Except, if you look closer and harder, you will realize that, quite simply, that this is the key to life.

You see, I’m sure you’ll be able to recognize the following situation: you slip into some comfortable clothes at the end of the day. Then you jump into bed, get out again to turn off the light that you have forgotten to flick off, and then jump back in. You sort of rub your face on the pillows and pull the sheets just under your chin. Depending on your sleeping persuasion, you then curl into a ball, lie on your back to align your organs, or hike one knee over your shoulder and spread out as far as possible with your tongue hanging out. You count sheep, or fall directly asleep. Riding a wave of your own breathing, no matter how frenzied or smooth.

Until.

You think of something that you could have done during the day. You realize that there was something you could have finished, something you could have started. Something that you could have spent more time on, but you didn’t.

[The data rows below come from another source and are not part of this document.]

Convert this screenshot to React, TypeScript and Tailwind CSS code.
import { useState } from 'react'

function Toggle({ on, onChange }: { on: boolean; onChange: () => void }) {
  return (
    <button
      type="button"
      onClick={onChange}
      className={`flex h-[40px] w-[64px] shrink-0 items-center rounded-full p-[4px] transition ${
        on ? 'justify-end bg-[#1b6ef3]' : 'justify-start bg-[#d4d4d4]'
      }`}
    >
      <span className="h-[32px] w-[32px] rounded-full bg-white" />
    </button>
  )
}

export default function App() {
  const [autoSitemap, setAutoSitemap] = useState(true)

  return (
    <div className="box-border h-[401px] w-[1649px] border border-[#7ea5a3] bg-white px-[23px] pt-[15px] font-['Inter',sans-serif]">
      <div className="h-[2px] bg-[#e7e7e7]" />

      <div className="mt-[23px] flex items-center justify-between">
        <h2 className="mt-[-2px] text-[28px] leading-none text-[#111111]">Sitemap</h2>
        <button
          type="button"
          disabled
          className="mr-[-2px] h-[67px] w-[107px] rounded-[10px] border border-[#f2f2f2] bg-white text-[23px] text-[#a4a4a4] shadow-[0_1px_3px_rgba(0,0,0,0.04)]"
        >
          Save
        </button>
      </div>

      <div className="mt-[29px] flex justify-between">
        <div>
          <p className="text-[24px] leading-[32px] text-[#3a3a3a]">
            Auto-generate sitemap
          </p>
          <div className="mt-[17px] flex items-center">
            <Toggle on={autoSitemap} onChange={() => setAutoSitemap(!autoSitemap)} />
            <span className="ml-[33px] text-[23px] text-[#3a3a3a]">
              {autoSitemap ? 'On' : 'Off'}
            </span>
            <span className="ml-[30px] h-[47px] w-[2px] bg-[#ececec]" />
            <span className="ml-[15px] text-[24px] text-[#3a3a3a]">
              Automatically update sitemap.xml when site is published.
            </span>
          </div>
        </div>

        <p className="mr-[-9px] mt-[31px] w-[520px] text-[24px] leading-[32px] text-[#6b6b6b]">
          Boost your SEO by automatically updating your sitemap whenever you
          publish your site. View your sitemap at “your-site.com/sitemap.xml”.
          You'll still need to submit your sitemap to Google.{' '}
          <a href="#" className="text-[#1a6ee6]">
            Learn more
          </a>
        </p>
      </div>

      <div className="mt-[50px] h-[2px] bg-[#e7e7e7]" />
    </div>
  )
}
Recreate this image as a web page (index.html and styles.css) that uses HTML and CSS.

And for whatever reason that is, you didn’t. You were too tired. You had too many things to do. You ran late for some things, were too early for others. You had to put even more others above your own needs and wants.

Yet, here you are, sleepless and incomplete. Hoping beyond hope that you will get a “tomorrow” so that you can finish more things. But of course, not everything. There’s no way to finish everything.

So, my point is that you have to pick and choose. You will always have to do that. But in order to feel complete, you have to stop looking at your priorities as a deadline-driven list. Instead, you need to decide what will help you to sleep at night. Whether that means skipping the gym and going shopping or practicing yoga when you’d rather just fall asleep. At the literal end of the day, you will have to realize that whatever helps you to roll over and dream is better than torturing yourself with a living nightmare.

And at the end of your life, there is nothing more satisfying than a job well done for a long night’s sleep.